Task goal: Select all lines in the records that include "screenshot".

The records:

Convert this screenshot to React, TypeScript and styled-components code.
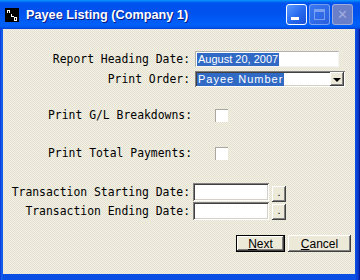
---
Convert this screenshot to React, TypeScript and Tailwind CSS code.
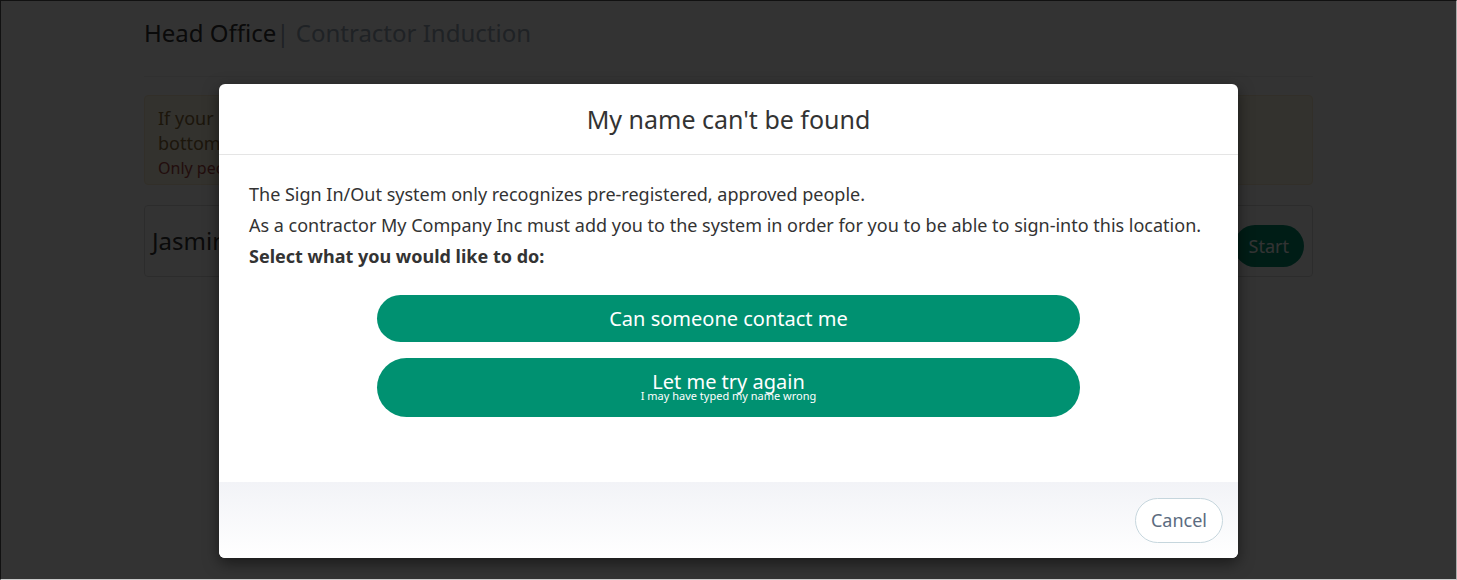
...
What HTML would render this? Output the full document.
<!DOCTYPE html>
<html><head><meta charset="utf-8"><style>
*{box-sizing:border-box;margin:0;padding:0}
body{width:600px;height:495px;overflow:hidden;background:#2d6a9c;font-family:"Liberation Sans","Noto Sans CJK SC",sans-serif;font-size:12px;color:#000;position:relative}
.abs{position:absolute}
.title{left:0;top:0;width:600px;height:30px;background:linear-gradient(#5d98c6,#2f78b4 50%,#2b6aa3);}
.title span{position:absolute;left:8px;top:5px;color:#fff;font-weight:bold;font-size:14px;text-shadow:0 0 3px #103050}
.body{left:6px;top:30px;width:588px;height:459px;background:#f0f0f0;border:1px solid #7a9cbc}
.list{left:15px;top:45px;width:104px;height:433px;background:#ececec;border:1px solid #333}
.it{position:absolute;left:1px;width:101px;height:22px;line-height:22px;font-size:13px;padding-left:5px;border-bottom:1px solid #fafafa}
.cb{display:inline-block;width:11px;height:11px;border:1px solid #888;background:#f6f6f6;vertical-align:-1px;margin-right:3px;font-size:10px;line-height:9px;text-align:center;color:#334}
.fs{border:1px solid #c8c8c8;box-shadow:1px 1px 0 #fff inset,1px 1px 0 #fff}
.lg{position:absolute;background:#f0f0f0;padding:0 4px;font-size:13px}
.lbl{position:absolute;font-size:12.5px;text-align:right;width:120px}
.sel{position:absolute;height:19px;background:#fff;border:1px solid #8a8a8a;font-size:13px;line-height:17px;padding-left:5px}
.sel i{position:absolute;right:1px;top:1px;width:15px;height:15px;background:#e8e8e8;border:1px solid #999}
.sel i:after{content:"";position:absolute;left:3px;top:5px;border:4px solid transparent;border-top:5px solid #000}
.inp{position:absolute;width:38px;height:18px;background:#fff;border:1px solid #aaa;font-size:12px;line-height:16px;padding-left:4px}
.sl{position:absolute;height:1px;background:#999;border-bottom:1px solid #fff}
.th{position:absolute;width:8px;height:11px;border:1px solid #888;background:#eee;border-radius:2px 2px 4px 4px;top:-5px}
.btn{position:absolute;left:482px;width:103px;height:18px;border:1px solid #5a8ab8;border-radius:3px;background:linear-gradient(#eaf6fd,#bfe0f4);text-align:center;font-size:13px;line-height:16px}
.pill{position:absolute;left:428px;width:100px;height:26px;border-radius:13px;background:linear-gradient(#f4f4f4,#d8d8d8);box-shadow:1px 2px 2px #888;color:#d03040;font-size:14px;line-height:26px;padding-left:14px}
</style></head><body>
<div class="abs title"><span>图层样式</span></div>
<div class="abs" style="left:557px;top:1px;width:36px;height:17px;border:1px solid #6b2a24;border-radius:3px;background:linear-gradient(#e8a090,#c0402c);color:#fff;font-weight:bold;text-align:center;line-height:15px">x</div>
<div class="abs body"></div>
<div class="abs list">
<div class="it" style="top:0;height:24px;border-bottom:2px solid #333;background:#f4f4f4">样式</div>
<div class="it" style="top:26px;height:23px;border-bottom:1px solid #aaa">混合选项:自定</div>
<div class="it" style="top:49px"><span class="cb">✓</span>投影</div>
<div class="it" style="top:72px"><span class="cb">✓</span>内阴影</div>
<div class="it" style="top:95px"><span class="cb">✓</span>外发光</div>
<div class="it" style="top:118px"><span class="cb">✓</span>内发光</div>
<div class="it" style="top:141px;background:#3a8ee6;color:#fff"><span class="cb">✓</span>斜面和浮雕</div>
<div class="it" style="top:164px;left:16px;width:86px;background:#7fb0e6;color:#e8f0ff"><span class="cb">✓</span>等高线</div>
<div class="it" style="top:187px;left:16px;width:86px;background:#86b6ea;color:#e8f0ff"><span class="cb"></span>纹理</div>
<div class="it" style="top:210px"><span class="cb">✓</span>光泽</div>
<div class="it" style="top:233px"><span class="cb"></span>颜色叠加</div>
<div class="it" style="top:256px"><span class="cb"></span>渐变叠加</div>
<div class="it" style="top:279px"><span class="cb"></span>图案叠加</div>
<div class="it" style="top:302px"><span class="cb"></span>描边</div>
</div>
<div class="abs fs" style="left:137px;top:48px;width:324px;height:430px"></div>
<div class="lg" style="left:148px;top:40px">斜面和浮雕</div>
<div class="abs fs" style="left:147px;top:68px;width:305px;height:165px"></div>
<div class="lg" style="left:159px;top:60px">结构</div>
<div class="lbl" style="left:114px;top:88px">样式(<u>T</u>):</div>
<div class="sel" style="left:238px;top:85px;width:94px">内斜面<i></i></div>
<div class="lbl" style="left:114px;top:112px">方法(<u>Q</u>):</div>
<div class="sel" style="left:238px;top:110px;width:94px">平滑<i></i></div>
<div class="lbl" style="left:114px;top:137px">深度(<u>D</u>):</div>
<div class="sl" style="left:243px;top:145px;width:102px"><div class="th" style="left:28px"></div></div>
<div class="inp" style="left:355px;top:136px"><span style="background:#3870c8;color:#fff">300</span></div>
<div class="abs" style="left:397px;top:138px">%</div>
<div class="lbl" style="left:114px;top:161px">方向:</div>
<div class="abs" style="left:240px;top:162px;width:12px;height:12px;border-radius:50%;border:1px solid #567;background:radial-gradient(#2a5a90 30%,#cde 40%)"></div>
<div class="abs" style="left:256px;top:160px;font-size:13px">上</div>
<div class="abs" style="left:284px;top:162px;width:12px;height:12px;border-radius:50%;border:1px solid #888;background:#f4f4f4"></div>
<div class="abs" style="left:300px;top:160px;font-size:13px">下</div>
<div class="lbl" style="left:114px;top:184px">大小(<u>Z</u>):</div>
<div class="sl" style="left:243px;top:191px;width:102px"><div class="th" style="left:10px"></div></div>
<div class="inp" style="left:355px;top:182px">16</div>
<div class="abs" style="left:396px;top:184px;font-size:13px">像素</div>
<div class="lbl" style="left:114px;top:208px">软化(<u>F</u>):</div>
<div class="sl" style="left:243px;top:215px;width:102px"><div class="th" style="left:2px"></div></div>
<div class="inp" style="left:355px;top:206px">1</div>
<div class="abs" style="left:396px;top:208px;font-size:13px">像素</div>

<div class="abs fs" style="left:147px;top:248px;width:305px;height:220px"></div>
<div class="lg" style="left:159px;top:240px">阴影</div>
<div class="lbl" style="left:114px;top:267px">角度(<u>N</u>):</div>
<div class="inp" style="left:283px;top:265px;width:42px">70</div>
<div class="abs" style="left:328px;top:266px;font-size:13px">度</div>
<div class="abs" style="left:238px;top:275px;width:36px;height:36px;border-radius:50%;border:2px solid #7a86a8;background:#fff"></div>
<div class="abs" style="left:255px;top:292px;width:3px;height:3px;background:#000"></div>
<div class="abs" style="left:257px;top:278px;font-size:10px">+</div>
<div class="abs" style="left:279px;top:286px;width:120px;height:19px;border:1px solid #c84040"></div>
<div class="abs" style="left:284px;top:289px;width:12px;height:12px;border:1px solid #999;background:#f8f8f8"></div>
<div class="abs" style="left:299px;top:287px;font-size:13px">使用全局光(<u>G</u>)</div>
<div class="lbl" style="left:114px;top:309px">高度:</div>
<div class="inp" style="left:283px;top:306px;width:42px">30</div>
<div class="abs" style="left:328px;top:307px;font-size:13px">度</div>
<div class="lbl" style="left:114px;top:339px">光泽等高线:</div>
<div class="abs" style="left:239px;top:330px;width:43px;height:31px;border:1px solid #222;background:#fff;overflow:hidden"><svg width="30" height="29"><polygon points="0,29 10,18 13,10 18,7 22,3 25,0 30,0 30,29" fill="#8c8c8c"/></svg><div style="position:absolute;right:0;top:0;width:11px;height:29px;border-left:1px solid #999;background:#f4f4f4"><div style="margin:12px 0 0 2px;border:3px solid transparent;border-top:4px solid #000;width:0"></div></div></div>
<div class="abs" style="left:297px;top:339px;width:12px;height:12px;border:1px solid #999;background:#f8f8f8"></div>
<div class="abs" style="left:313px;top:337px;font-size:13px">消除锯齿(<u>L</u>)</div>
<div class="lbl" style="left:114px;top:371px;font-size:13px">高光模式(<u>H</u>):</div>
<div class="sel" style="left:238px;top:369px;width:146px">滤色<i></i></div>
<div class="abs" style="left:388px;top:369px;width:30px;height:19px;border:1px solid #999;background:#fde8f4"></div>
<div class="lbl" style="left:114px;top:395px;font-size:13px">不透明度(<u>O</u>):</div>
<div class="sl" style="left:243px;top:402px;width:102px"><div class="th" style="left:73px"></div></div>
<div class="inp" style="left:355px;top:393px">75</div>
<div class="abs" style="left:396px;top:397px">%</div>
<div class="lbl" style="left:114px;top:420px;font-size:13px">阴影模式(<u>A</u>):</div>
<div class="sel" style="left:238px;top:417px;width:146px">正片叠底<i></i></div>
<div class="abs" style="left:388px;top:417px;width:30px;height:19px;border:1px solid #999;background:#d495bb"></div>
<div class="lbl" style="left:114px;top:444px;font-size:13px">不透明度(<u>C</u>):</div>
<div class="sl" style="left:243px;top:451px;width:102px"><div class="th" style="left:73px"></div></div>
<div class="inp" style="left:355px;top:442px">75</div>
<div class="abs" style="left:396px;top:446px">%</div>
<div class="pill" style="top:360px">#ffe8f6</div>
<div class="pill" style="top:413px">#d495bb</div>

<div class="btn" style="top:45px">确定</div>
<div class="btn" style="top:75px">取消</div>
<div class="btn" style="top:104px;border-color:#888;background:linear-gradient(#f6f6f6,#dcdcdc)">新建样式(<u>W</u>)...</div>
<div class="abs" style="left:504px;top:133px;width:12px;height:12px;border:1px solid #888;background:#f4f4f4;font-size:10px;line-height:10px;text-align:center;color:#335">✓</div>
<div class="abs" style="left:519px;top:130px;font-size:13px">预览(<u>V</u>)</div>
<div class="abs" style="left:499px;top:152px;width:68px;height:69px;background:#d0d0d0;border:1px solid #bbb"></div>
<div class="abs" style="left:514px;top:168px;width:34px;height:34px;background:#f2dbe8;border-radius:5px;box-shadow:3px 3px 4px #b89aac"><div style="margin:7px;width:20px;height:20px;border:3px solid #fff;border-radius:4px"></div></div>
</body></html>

Solution to the exercise:
Convert this screenshot to React, TypeScript and styled-components code.
Convert this screenshot to React, TypeScript and Tailwind CSS code.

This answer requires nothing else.